What is expected.
Return each line of the listing that contains the string "styled".

Input data.
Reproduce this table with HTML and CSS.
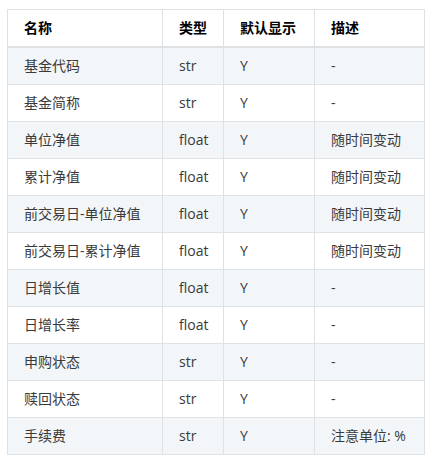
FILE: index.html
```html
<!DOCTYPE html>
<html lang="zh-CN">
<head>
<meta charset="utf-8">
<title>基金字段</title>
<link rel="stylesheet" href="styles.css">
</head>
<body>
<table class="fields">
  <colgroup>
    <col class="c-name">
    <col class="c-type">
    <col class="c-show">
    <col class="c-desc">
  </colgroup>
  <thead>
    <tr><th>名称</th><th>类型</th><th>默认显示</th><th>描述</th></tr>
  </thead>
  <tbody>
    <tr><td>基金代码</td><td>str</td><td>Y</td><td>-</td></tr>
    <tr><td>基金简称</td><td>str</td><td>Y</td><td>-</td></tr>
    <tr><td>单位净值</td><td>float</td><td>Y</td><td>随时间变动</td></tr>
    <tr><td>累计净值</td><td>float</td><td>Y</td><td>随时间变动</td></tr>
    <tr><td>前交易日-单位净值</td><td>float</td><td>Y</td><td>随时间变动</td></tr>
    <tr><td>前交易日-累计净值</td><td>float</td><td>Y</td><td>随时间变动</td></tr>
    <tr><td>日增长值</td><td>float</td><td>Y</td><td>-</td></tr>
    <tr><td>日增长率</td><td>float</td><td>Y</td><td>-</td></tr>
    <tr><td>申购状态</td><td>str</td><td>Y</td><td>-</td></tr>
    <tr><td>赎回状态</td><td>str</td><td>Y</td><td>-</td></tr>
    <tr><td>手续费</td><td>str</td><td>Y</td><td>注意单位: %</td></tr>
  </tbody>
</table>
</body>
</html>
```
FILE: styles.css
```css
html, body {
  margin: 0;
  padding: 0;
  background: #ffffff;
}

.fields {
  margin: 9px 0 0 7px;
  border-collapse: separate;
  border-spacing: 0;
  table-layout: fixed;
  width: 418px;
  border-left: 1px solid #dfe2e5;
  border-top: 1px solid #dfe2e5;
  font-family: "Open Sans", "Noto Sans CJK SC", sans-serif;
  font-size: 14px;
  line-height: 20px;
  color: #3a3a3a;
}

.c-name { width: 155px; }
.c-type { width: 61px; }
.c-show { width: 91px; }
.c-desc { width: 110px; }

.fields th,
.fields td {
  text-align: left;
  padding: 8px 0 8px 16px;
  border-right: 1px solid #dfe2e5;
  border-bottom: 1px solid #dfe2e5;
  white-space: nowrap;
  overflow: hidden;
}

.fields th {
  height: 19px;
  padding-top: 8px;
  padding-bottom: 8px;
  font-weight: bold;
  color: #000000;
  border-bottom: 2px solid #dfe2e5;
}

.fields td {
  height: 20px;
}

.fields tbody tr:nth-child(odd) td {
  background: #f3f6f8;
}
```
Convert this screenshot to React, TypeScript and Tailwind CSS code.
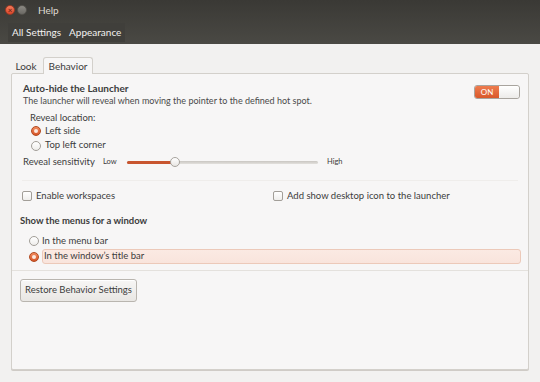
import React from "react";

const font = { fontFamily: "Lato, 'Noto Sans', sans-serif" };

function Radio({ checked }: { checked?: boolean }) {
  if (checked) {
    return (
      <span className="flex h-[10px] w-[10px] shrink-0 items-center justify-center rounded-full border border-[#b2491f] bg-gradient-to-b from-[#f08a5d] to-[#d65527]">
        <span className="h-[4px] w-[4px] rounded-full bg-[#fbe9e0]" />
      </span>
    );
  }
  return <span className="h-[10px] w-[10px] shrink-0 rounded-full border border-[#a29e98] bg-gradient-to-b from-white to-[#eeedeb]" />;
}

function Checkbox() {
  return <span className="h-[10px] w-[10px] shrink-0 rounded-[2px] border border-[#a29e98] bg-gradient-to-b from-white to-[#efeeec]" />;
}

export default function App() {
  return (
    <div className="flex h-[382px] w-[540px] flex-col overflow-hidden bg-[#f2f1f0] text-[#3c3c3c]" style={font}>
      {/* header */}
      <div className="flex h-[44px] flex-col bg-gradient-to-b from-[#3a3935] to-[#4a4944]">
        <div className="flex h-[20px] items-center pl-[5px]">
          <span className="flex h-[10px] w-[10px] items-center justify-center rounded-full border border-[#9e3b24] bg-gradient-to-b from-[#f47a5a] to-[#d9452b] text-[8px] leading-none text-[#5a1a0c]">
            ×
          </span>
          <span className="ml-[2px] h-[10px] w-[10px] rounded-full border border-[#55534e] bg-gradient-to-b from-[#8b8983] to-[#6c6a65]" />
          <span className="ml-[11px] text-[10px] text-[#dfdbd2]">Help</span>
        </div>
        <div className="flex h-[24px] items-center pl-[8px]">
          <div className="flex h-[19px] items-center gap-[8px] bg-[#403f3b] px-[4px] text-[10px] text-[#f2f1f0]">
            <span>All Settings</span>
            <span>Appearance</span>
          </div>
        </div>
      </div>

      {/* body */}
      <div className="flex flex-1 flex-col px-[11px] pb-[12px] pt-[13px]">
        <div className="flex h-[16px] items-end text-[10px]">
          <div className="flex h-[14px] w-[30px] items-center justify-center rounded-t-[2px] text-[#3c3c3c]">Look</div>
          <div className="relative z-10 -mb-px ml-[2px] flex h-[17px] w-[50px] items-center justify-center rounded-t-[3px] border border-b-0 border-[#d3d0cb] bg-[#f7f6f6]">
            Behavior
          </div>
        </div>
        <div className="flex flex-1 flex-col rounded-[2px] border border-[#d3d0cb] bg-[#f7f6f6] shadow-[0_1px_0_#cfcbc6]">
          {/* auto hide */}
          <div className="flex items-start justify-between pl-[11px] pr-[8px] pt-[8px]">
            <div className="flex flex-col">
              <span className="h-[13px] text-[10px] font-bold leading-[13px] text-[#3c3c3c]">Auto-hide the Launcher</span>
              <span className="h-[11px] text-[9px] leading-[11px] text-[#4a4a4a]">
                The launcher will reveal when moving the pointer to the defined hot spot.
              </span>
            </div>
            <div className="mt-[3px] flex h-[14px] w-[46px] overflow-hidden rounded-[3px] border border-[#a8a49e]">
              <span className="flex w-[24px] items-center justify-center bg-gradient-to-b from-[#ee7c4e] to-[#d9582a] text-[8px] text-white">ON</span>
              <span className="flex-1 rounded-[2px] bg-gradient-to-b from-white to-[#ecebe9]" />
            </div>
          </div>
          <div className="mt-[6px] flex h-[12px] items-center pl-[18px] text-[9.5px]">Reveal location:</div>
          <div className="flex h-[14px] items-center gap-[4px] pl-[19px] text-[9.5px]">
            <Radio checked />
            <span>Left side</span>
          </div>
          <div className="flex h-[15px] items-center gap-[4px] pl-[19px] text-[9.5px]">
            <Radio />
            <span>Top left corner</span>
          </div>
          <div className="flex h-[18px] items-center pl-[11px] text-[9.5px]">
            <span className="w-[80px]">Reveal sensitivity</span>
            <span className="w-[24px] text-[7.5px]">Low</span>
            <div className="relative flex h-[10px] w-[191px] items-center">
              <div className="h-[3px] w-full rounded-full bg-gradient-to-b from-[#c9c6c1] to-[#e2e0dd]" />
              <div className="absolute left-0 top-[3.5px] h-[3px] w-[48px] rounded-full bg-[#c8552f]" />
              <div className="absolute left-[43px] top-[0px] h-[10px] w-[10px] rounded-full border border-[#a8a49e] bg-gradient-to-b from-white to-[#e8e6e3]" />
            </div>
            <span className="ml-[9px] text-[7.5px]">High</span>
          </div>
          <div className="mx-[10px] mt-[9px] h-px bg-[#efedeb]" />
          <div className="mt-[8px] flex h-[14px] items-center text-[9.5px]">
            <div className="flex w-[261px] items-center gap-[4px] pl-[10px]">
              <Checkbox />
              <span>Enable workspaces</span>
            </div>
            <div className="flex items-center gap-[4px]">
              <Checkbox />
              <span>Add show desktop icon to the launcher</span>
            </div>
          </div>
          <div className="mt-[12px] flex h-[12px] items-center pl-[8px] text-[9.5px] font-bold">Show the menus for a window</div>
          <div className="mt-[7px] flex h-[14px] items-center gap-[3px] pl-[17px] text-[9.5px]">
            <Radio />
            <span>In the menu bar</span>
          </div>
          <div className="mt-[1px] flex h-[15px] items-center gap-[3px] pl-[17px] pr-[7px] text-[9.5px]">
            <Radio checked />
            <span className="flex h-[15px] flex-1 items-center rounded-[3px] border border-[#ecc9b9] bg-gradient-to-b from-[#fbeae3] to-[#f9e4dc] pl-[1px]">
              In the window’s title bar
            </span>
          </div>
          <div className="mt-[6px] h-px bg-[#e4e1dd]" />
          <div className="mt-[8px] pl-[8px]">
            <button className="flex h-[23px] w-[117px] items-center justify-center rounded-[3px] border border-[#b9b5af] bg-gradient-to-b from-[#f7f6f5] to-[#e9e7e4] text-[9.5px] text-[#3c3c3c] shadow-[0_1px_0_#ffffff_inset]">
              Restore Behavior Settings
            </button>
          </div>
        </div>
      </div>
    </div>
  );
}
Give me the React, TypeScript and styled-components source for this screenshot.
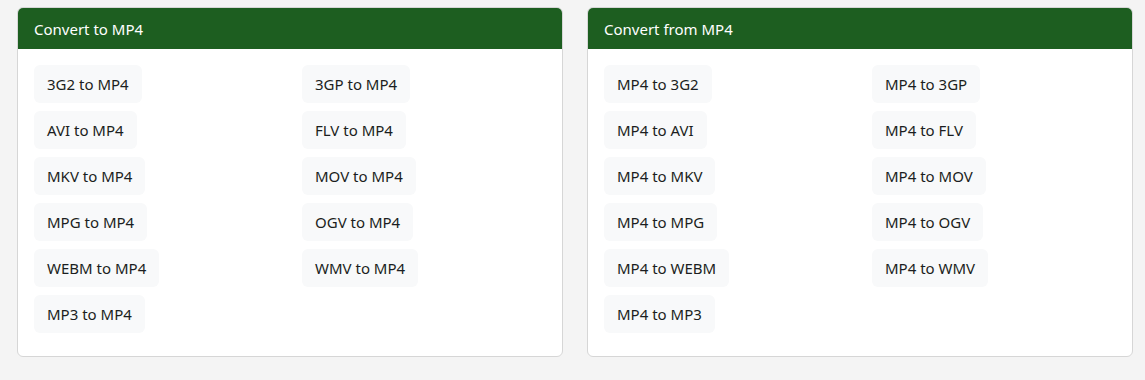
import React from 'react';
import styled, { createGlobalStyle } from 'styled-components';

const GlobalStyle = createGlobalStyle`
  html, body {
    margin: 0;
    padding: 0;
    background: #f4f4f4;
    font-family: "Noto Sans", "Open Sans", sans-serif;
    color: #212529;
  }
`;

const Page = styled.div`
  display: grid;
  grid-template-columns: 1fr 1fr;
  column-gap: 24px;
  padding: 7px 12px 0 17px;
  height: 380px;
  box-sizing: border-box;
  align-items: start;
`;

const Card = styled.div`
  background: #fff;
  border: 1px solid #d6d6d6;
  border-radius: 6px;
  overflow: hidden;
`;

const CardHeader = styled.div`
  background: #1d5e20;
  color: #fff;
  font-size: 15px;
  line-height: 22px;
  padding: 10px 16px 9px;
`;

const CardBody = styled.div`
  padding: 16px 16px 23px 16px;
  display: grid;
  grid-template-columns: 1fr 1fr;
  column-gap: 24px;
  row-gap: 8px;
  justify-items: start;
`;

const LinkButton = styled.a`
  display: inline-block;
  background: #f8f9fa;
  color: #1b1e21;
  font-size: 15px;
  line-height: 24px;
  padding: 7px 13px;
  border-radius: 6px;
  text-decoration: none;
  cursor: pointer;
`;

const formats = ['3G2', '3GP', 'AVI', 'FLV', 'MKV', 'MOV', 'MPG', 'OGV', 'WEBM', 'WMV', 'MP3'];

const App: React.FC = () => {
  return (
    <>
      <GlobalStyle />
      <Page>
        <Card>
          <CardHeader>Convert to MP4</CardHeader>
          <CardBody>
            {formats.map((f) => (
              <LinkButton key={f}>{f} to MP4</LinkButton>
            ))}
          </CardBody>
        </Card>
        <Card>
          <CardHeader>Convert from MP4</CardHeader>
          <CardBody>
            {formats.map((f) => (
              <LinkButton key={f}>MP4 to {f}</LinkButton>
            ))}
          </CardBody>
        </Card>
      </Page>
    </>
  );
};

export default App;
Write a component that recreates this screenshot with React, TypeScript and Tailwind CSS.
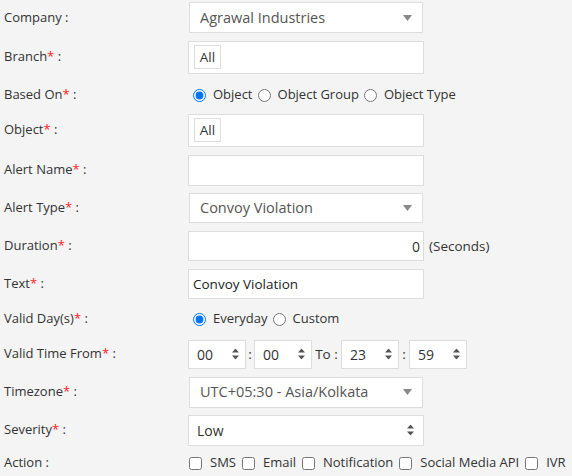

Response to the exercise.
Give me the React, TypeScript and styled-components source for this screenshot.
import styled, { createGlobalStyle } from 'styled-components';
const Page = styled.div`
const Card = styled.div`
const CardHeader = styled.div`
const CardBody = styled.div`
const LinkButton = styled.a`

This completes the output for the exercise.